Photo courtesy Mike Carter, Pensacola, Florida
 

A small, dark heron arrayed in moody blues and purples, the Little Blue Heron is a common but inconspicuous resident of marshes and estuaries in the Southeast. They stalk shallow waters for small fish and amphibians, adopting a quiet, methodical approach that can make these gorgeous herons surprisingly easy to overlook at first glance. Little Blue Herons build stick nests in trees alongside other colonial waterbirds. In the U.S., their populations have been in a gradual decline since the mid-twentieth century.

The Little Blue is of slight body, slender neck, and fairly long legs. It has rounded wings, and a long, straight, spearlike bill that is thick at the base.
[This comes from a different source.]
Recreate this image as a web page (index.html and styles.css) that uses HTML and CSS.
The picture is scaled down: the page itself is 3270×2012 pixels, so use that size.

The adults are very dark all over. At close range or in good light, they have a rich purple-maroon head and neck and dark slaty-blue body. They have yellow eyes, greenish legs, and a bill that is pale blue at the base, black at the tip. Juveniles are entirely white, except for vague dusky tips to the outer primaries. Immatures molting into adult plumage are a patchwork of white and blue

The Little Blue is a stand-and-wait predator, rather than a frenetic, dashing-about predator. They watch the water for fish and other small morsels, changing locations by walking slowly or by flying to a completely different site. They nest in trees, usually among other nesting herons and wading birds.

Look for the Little Blue on quiet waters ranging from tidal flats and estuaries to streams, swamps, and flooded fields. They are usually found in only small numbers at any one water body, often tucked into hidden corners.